** start Exercise data **

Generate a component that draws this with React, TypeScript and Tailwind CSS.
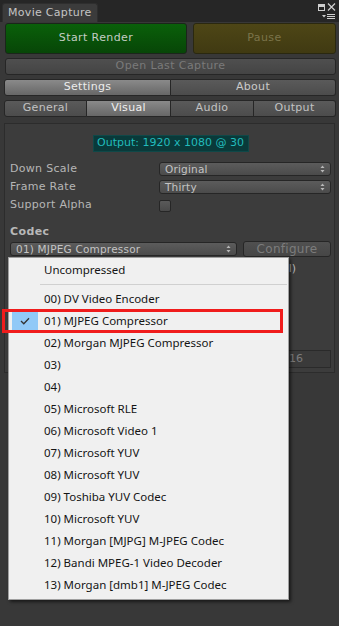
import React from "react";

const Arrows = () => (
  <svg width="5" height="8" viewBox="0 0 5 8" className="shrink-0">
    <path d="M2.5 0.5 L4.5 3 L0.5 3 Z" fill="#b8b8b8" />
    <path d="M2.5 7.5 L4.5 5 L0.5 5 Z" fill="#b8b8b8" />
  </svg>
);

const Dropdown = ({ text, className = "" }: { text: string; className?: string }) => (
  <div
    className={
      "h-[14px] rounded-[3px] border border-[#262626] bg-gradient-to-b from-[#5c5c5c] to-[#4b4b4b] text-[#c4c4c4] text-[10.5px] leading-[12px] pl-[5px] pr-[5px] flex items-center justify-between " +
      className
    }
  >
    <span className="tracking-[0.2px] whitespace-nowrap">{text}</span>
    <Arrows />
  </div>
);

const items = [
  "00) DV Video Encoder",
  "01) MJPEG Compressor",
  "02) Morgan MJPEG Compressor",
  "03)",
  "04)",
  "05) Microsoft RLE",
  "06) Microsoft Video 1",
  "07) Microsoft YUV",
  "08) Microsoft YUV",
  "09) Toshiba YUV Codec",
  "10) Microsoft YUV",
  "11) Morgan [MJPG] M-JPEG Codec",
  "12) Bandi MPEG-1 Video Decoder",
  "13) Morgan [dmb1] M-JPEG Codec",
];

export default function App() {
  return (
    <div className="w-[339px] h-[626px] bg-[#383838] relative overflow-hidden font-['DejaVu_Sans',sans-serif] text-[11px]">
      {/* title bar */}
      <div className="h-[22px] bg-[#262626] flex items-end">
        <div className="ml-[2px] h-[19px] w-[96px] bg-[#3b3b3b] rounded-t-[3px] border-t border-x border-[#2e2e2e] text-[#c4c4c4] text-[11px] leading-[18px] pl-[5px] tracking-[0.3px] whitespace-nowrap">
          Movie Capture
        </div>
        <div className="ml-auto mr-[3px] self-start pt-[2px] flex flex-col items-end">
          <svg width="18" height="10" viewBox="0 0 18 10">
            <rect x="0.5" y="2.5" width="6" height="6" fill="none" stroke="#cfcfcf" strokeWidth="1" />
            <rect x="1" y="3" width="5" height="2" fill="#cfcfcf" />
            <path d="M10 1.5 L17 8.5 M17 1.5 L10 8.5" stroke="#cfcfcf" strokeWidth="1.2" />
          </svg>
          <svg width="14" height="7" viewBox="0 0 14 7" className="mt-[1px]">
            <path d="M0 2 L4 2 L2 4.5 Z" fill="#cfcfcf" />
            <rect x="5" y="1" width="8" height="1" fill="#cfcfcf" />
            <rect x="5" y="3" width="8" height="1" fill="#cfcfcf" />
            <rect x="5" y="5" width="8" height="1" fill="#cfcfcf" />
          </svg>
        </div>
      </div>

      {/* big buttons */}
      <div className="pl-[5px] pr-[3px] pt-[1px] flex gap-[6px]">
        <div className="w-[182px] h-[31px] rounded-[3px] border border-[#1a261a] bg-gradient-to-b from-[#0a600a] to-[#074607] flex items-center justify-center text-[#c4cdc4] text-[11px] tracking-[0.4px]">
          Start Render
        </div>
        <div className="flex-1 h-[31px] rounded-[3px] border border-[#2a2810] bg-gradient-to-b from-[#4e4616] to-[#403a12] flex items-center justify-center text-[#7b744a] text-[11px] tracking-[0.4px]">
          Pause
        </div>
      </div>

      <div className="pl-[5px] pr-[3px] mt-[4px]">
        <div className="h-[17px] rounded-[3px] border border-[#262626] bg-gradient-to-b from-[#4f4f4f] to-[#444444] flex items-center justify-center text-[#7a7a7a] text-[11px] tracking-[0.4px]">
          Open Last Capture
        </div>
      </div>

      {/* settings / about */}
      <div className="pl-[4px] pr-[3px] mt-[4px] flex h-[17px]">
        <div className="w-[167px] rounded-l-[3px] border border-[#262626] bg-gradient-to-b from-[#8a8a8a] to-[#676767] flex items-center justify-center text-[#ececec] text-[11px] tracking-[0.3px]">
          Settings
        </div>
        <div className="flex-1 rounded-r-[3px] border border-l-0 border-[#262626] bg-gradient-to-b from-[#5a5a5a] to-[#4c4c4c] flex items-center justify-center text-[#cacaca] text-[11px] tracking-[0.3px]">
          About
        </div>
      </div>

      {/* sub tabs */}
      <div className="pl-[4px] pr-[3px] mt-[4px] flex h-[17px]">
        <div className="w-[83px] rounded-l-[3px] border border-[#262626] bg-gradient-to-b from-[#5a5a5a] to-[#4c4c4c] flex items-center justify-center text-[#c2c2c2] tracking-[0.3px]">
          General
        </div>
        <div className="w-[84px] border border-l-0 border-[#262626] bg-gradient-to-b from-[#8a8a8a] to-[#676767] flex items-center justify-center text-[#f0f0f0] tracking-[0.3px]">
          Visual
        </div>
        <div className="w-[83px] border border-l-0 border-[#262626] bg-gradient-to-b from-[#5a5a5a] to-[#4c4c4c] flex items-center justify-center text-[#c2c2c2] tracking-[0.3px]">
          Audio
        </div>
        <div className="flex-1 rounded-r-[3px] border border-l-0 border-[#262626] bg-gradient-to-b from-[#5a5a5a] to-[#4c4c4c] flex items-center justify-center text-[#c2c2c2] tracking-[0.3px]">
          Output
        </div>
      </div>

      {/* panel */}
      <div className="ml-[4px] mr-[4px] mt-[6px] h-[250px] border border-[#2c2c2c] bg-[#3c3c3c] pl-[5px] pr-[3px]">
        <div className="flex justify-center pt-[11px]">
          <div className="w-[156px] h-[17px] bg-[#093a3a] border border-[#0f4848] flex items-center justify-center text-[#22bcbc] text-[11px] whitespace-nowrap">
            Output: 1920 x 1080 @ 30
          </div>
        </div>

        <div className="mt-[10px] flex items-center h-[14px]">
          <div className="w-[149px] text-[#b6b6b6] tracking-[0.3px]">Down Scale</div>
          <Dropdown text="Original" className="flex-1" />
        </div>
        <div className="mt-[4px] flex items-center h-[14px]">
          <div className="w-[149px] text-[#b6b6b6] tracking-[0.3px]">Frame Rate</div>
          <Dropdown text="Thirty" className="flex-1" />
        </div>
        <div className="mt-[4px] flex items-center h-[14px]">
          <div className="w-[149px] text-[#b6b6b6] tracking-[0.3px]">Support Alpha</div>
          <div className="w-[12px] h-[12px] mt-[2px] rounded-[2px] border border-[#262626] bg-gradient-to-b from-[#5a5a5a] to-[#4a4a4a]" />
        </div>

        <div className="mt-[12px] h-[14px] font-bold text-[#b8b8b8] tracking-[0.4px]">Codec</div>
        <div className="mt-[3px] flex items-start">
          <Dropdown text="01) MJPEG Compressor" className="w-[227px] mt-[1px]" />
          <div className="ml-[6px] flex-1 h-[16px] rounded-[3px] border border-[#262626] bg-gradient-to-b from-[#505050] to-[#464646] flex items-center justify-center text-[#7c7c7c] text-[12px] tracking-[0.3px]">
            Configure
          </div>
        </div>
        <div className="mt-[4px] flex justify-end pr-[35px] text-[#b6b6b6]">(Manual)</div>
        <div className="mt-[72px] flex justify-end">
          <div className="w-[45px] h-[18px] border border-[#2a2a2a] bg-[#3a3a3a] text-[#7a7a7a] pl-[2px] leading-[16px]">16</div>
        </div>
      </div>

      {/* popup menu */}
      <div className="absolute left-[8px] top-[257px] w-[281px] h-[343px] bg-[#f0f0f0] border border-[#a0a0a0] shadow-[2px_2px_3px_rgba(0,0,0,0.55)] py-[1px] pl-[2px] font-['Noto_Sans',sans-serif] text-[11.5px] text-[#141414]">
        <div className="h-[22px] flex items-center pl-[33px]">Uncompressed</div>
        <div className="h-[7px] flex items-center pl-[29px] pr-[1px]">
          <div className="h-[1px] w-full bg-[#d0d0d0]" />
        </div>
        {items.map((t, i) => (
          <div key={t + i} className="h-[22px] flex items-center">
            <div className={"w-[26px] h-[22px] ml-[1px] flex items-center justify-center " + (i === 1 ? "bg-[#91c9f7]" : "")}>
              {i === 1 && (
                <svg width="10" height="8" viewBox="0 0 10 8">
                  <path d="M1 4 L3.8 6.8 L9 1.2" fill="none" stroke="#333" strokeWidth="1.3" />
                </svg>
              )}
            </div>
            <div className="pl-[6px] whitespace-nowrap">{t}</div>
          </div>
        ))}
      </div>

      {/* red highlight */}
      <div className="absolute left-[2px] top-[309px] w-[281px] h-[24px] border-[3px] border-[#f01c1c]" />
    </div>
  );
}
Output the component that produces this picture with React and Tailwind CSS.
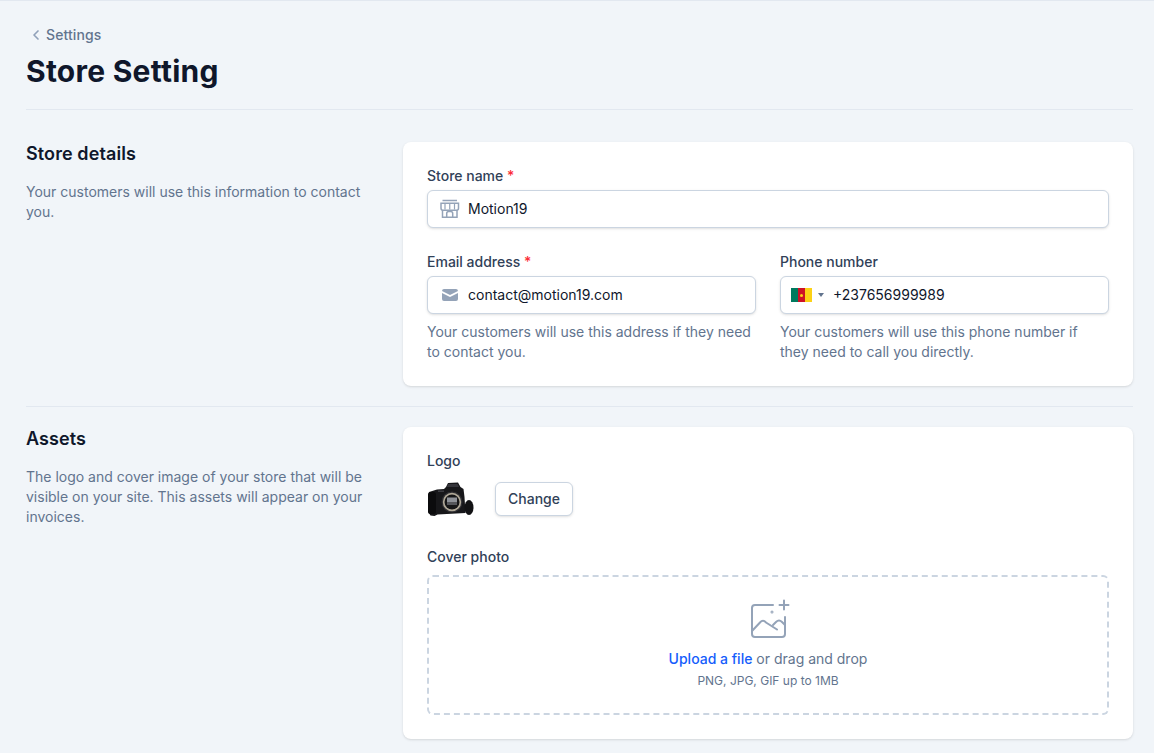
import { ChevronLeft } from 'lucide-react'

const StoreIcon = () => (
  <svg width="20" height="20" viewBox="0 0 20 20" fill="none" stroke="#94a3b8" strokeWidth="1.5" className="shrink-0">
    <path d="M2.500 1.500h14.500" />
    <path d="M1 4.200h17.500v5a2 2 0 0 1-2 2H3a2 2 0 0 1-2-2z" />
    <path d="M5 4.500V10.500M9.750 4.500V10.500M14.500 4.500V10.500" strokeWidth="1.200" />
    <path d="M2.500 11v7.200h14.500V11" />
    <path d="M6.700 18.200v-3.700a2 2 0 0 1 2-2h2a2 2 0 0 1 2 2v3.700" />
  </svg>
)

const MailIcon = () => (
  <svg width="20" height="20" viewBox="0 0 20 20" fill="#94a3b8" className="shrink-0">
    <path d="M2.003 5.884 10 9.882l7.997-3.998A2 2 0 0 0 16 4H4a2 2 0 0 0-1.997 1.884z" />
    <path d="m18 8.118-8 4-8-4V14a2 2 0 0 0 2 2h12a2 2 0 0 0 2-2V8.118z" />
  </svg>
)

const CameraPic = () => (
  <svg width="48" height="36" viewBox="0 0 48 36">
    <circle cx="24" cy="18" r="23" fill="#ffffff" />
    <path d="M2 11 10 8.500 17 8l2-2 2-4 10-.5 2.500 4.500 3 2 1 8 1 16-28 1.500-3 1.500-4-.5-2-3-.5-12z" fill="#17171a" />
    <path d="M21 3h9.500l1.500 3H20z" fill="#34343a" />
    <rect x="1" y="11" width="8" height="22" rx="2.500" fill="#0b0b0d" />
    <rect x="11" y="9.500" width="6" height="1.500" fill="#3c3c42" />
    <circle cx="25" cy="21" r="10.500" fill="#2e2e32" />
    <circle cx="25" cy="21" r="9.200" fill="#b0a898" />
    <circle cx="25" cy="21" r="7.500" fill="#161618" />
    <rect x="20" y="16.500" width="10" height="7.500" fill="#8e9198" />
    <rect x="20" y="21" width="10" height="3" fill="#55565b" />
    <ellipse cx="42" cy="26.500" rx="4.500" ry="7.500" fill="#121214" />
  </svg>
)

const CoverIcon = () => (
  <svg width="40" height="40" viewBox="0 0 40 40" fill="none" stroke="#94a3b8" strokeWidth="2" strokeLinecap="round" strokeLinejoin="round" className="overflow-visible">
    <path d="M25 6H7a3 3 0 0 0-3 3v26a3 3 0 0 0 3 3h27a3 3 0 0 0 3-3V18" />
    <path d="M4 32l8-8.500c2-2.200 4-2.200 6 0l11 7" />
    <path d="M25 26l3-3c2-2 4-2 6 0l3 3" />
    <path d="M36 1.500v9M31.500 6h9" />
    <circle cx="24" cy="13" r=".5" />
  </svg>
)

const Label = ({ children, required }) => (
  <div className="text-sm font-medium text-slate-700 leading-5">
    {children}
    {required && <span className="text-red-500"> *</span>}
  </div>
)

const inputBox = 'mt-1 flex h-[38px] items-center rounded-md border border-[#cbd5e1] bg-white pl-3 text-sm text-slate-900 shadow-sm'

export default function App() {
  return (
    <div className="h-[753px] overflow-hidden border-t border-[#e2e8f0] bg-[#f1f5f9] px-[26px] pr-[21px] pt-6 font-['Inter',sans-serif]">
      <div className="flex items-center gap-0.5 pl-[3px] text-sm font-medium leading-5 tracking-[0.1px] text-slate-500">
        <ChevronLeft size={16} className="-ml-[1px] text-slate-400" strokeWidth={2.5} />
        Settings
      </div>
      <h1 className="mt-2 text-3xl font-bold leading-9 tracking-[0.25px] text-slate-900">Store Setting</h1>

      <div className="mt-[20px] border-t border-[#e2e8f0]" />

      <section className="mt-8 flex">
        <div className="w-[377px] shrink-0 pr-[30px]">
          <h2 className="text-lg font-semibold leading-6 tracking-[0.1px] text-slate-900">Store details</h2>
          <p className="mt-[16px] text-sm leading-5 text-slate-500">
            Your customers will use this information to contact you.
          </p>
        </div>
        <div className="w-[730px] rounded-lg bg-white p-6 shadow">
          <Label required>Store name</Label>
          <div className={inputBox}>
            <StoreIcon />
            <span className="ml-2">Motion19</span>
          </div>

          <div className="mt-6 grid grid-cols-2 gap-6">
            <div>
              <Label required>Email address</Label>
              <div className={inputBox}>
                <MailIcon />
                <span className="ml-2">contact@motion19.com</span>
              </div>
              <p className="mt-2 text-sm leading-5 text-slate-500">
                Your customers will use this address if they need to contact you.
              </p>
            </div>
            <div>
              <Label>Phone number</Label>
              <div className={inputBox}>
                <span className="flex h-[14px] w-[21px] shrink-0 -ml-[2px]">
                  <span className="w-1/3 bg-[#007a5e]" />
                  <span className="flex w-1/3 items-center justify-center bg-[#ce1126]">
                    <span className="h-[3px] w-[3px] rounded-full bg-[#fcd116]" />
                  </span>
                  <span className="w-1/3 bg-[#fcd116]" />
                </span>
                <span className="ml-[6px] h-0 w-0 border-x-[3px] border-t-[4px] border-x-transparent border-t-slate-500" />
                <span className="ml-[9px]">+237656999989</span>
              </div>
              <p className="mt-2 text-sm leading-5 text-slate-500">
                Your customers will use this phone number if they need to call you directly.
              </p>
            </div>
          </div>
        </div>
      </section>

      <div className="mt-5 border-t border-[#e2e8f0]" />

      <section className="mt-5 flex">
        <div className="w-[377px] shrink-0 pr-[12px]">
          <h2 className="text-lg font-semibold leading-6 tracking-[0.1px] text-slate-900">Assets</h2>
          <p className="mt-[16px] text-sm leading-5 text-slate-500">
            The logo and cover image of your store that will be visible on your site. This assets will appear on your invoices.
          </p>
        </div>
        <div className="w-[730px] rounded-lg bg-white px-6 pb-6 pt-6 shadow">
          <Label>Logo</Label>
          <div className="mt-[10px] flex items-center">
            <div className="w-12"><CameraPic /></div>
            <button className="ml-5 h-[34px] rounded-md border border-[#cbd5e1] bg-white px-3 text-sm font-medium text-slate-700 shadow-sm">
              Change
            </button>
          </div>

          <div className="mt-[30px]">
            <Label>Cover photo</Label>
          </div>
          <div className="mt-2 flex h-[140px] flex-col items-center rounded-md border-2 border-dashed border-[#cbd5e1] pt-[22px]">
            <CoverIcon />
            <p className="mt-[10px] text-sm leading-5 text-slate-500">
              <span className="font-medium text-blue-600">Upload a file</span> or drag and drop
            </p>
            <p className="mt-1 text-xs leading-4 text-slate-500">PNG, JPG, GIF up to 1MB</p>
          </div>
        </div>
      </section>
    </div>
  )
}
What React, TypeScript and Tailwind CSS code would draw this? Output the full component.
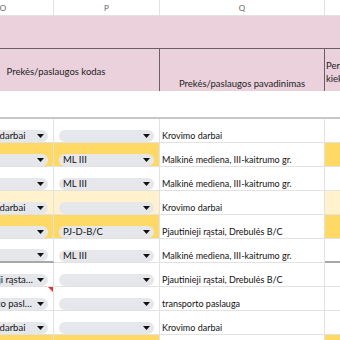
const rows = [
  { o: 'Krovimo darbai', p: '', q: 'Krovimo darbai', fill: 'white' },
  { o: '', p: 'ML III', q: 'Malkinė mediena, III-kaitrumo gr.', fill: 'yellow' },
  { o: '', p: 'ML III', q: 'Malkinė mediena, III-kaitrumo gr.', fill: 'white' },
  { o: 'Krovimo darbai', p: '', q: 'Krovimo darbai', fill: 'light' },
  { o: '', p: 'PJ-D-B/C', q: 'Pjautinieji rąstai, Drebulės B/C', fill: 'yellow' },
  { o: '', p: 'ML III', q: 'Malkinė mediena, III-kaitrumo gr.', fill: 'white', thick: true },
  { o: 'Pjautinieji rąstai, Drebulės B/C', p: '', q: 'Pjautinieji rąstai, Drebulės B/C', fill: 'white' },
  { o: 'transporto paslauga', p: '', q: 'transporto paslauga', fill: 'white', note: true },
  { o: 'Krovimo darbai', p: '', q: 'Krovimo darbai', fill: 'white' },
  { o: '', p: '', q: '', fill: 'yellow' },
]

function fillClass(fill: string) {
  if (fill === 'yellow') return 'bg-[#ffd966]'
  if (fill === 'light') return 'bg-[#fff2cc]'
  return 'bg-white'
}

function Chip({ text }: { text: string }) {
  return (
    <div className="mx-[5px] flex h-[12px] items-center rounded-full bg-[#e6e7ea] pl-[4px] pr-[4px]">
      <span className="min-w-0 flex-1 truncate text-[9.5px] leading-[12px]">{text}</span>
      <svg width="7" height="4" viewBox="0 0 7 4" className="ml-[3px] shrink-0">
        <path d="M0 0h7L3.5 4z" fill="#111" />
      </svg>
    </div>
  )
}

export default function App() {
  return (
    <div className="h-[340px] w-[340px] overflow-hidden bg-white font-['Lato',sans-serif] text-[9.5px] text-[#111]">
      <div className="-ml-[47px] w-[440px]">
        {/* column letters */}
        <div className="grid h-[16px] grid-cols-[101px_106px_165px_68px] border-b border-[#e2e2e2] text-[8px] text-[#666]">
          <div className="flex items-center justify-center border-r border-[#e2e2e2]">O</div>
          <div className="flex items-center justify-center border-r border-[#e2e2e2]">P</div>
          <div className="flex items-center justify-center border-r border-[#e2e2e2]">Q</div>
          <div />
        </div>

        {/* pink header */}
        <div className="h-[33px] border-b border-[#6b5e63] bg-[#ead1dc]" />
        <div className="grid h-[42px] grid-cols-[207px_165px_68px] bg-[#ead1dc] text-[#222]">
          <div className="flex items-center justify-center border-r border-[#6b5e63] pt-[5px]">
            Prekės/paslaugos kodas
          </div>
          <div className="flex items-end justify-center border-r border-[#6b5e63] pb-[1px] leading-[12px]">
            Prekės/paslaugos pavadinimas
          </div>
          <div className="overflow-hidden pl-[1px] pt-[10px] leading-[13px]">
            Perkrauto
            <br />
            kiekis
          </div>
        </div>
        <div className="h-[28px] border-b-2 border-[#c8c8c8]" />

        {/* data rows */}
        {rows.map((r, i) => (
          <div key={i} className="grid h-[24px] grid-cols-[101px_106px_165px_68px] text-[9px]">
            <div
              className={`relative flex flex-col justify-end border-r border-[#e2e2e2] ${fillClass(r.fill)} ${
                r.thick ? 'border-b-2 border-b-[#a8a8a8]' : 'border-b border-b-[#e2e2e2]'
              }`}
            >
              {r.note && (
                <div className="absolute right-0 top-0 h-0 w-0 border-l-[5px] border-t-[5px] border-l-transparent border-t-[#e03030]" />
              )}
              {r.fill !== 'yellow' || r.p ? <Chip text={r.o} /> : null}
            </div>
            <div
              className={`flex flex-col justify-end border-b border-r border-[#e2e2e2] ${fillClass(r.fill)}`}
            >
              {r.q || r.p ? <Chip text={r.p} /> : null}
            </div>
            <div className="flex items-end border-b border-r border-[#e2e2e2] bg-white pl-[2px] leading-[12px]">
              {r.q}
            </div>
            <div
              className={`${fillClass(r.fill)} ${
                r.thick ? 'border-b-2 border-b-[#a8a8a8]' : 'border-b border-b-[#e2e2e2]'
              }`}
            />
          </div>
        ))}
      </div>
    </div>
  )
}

** end Exercise data **

Copy out all lines that carry the word "Output".

Complete answer:
          Output
            Output: 1920 x 1080 @ 30
Output the component that produces this picture with React and Tailwind CSS.
What React, TypeScript and Tailwind CSS code would draw this? Output the full component.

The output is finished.